The Out-Laws (2023) Review
The Out-Laws (2023)
Director: Tyler Spindel
Screenwriters: Ben Zazove, Evan Turner
Starring: Adam DeVine, Nina Dobrev, Pierce Brosnan, Ellen Barkin, Lauren Lapkus, Poorna Jagannathan, Lil Rey Howery, Richard Kind, Julie Hagerty
When a film starts with the Happy Madison Productions logo card, we know what we’re about to get. 50 First Dates, Click, Grown Ups, take your pick. Everything they’ve done, with maybe the exception of 2022 basketball drama Hustle, is a light-hearted, inconsequential comedy that revolves around Adam Sandler, with a plot that appears to be reverse-engineered from its title. That’s not always a bad thing, there’s certainly a space for it in the vast reaches of filmmaking, but The Out-Laws is quite a bad example.
Adam DeVine plays Owen, the character that Adam Sandler usually would have played. He’s a loveable bumbling idiot who has somehow ended up in a job that requires a far more responsible person than he is. As a Bank Manager, he’s in charge of the safe and its voice-activated security system. The voice-activated security system exists for the sole purpose of a joke where Owen sings a Blink-182 song to it as a password again and again.
It’s his wedding weekend. His traditional parents (Richard Kind and Julie Hagerty) are unapproving of his yoga-teaching fiancé Parker, played by Nina Dobrev, and his soon-to-be in-laws (Pierce Brosnan and Ellen Barkin). The problem regarding The Out-Laws appearing to have been reverse-engineered from its title, is that we have to sit through so much set-up for a forgone conclusion that we’re already privy to.
As soon as we find out that Owen’s about to get new in-laws, its fairly obvious that they’ll turn out to be the out-laws. But we still have to go through the awkward introductions, Owen defending their aloof nature to his parents, and the standard “In-laws, eh?” humour that stand-up comedians have long since left behind. It all might have amounted to something that isn’t worth skipping if Owen went on to deduce that Parker’s parents were the out-laws all along in a way that felt anywhere near satisfying, but he essentially just recounts what we’ve just seen in the order we’ve just seen it.
The Out-Laws is so clearly an Adam Sandler vehicle in the same vein as almost every other Happy Madison production that it almost triggers an uncanny valley feeling to see Adam DeVine play the lead role. That’s not his fault, and the problem isn’t anything to do with his performance or comedic instincts, it’s just not his film despite being his film. Pierce Brosnan and Richard Kind do have some comedic potential as opposing in-laws, but The Out-Laws never really makes much use of it. Nina Dobrev, Ellen Barkin and Julie Hagerty unfortunately all fade into the background due to a screenplay that clearly isn’t bothered whether they’re all there or not.

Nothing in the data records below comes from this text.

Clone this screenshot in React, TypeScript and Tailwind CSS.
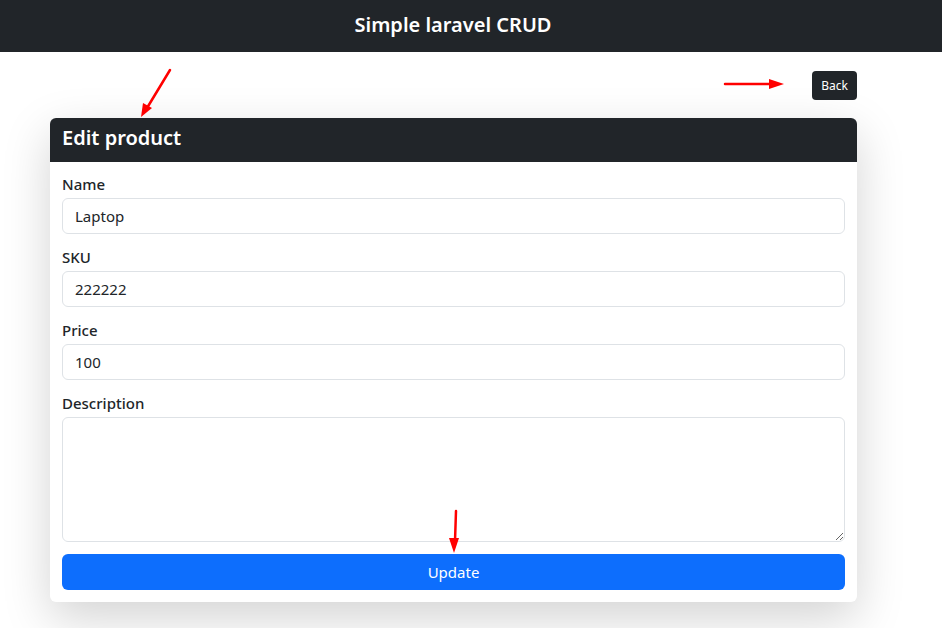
export default function App() {
  const fields = [
    { label: 'Name', value: 'Laptop' },
    { label: 'SKU', value: '222222' },
    { label: 'Price', value: '100' },
  ];

  return (
    <div className="relative min-h-[628px] bg-white text-[#212529] font-['Noto_Sans',sans-serif]">
      {/* Top bar */}
      <header className="h-[52px] bg-[#212529] flex items-center justify-center pr-[36px] pb-[2px]">
        <h1 className="text-white text-[20px] font-semibold">Simple laravel CRUD</h1>
      </header>

      <div className="ml-[50px] w-[807px]">
        <div className="flex justify-end mt-[19px]">
          <button className="h-[29px] px-[9px] rounded-[4px] bg-[#212529] text-white text-[12px]">Back</button>
        </div>

        {/* Card */}
        <div className="mt-[18px] bg-white rounded-[6px] shadow-[0_1rem_3rem_rgba(0,0,0,0.175)] overflow-hidden">
          <div className="h-[44px] bg-[#212529] px-[12px] pb-[4px] flex items-center">
            <h2 className="text-white text-[20px] font-semibold">Edit product</h2>
          </div>
          <form className="p-[12px] flex flex-col">
            {fields.map((f, i) => (
              <div key={f.label} className={i > 0 ? 'mt-[13px]' : ''}>
                <label className="block h-[20px] leading-[20px] mb-[4px] text-[15px] font-medium">{f.label}</label>
                <input
                  defaultValue={f.value}
                  className="block w-full h-[36px] px-[12px] text-[15px] border border-[#dee2e6] rounded-[6px] outline-none"
                />
              </div>
            ))}
            <div className="mt-[13px]">
              <label className="block h-[20px] leading-[20px] mb-[4px] text-[15px] font-medium">Description</label>
              <textarea className="block w-full h-[125px] px-[12px] py-[6px] text-[15px] border border-[#dee2e6] rounded-[6px] outline-none" />
            </div>
            <button
              type="button"
              className="mt-[12px] h-[36px] w-full rounded-[6px] bg-[#0d6efd] text-white text-[15px]"
            >
              Update
            </button>
          </form>
        </div>
      </div>

      {/* Annotation arrows */}
      <svg className="absolute inset-0 pointer-events-none" width="942" height="628">
        <g stroke="#f00" strokeWidth="2.5" fill="#f00" strokeLinecap="round">
          <line x1="170" y1="70" x2="147" y2="108" />
          <polygon points="141,117 143,103 152,108" stroke="none" />
          <line x1="725" y1="84" x2="772" y2="84" />
          <polygon points="784,84 769,79 769,89" stroke="none" />
          <line x1="456" y1="511" x2="455" y2="541" />
          <polygon points="454,553 449,538 459,538" stroke="none" />
        </g>
      </svg>
    </div>
  );
}
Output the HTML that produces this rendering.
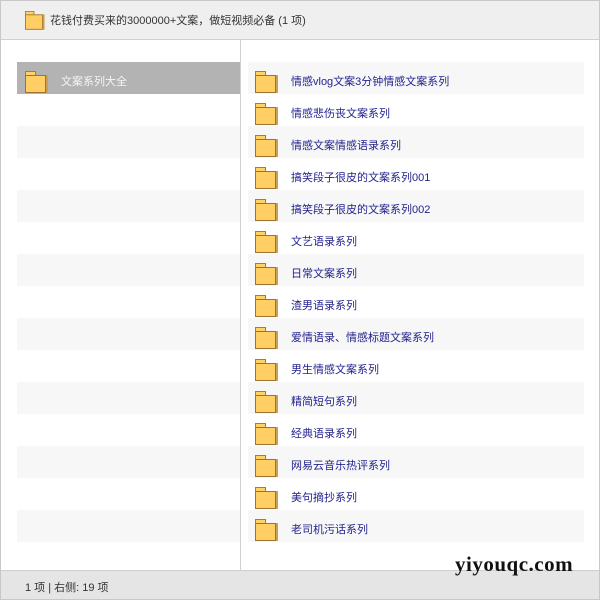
<!DOCTYPE html>
<html><head><meta charset="utf-8"><style>
*{margin:0;padding:0;box-sizing:border-box}
body{width:600px;height:600px;background:#fff;font-family:"Liberation Sans","Noto Sans CJK SC",sans-serif;position:relative;overflow:hidden}
.frame{position:absolute;left:0;top:0;width:600px;height:600px;border:1px solid #c8c8c8}
.hdr{position:absolute;left:1px;top:1px;width:598px;height:39px;background:#efefef;border-bottom:1px solid #cfcfcf}
.hdr span{position:absolute;left:49px;top:11px;font-size:11px;color:#333}
.div{position:absolute;left:240px;top:40px;width:1px;height:530px;background:#d0d0d0}
.ftr{position:absolute;left:1px;top:570px;width:598px;height:29px;background:#e5e5e5;border-top:1px solid #cfcfcf}
.ftr span{position:absolute;left:24px;top:8px;font-size:11px;color:#333}
.row{position:absolute;height:32px}
.l{left:17px;width:223px}
.r{left:248px;width:336px}
.lt{background:#f7f7f7}
.sel{background:#b3b3b3}
.f{position:absolute;width:22px;height:22px}
.f .tab{position:absolute;left:0;top:0;width:11px;height:5px;background:#ffd166;border:1px solid #a97c30;border-bottom:none}
.f .bd{position:absolute;left:0;top:4px;width:21px;height:18px;background:#ffcf66;border:1px solid #9e7430;box-shadow:2px 0 0 #c9a054}
.t{position:absolute;left:43px;top:11px;font-size:11px;color:#23238e}
.sel .t{color:#f5f5f5;left:44px}
.wm{position:absolute;left:455px;top:552px;font-family:"Liberation Serif",serif;font-weight:bold;font-size:21px;color:#111;letter-spacing:0.5px}
</style></head><body>
<div class="frame"></div>
<div class="hdr"><div class="f" style="left:24px;top:10px;transform:scale(.85);transform-origin:0 0"><div class="tab"></div><div class="bd"></div></div><span>花钱付费买来的3000000+文案，做短视频必备 (1 项)</span></div>
<div class="div"></div>
<div class="row l sel" style="top:62px"><div class="f" style="left:8px;top:9px"><div class="tab"></div><div class="bd"></div></div><span class="t">文案系列大全</span></div>
<div class="row l lt" style="top:126px"></div>
<div class="row l lt" style="top:190px"></div>
<div class="row l lt" style="top:254px"></div>
<div class="row l lt" style="top:318px"></div>
<div class="row l lt" style="top:382px"></div>
<div class="row l lt" style="top:446px"></div>
<div class="row l lt" style="top:510px"></div>
<div class="row r lt" style="top:62px"><div class="f" style="left:7px;top:9px"><div class="tab"></div><div class="bd"></div></div><span class="t">情感vlog文案3分钟情感文案系列</span></div>
<div class="row r" style="top:94px"><div class="f" style="left:7px;top:9px"><div class="tab"></div><div class="bd"></div></div><span class="t">情感悲伤丧文案系列</span></div>
<div class="row r lt" style="top:126px"><div class="f" style="left:7px;top:9px"><div class="tab"></div><div class="bd"></div></div><span class="t">情感文案情感语录系列</span></div>
<div class="row r" style="top:158px"><div class="f" style="left:7px;top:9px"><div class="tab"></div><div class="bd"></div></div><span class="t">搞笑段子很皮的文案系列001</span></div>
<div class="row r lt" style="top:190px"><div class="f" style="left:7px;top:9px"><div class="tab"></div><div class="bd"></div></div><span class="t">搞笑段子很皮的文案系列002</span></div>
<div class="row r" style="top:222px"><div class="f" style="left:7px;top:9px"><div class="tab"></div><div class="bd"></div></div><span class="t">文艺语录系列</span></div>
<div class="row r lt" style="top:254px"><div class="f" style="left:7px;top:9px"><div class="tab"></div><div class="bd"></div></div><span class="t">日常文案系列</span></div>
<div class="row r" style="top:286px"><div class="f" style="left:7px;top:9px"><div class="tab"></div><div class="bd"></div></div><span class="t">渣男语录系列</span></div>
<div class="row r lt" style="top:318px"><div class="f" style="left:7px;top:9px"><div class="tab"></div><div class="bd"></div></div><span class="t">爱情语录、情感标题文案系列</span></div>
<div class="row r" style="top:350px"><div class="f" style="left:7px;top:9px"><div class="tab"></div><div class="bd"></div></div><span class="t">男生情感文案系列</span></div>
<div class="row r lt" style="top:382px"><div class="f" style="left:7px;top:9px"><div class="tab"></div><div class="bd"></div></div><span class="t">精简短句系列</span></div>
<div class="row r" style="top:414px"><div class="f" style="left:7px;top:9px"><div class="tab"></div><div class="bd"></div></div><span class="t">经典语录系列</span></div>
<div class="row r lt" style="top:446px"><div class="f" style="left:7px;top:9px"><div class="tab"></div><div class="bd"></div></div><span class="t">网易云音乐热评系列</span></div>
<div class="row r" style="top:478px"><div class="f" style="left:7px;top:9px"><div class="tab"></div><div class="bd"></div></div><span class="t">美句摘抄系列</span></div>
<div class="row r lt" style="top:510px"><div class="f" style="left:7px;top:9px"><div class="tab"></div><div class="bd"></div></div><span class="t">老司机污话系列</span></div>
<div class="ftr"><span>1 项 | 右侧: 19 项</span></div>
<div class="wm">yiyouqc.com</div>
</body></html>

What’s most emblematic of how far The Out-Laws misses by is the character of Tyree, played by Lil Rey Howard. Just by virtue of being Lil Rey Howard, he’s able to bring some relief to an otherwise dry and unsuccessful attempt at a family comedy, but he plays the exact same character as he did in Get Out. Obviously, with Get Out being a racially-charged horror that depicts some really rough stuff, it’s good to have a character that provides a space to decompress here and there. The Out-Laws really shouldn’t need the same character to do the same thing when it’s supposed to be a light-hearted comedy.
Unfortunately, there just isn’t much substance to The Out-Laws. It starts where it ends and it repeats itself on the way with very little to laugh at while we get there. It’s really just one in a long line of low-effort, low-stakes comedies that are designed for us to watch and quickly forget about, and that’s exactly what we’ll do.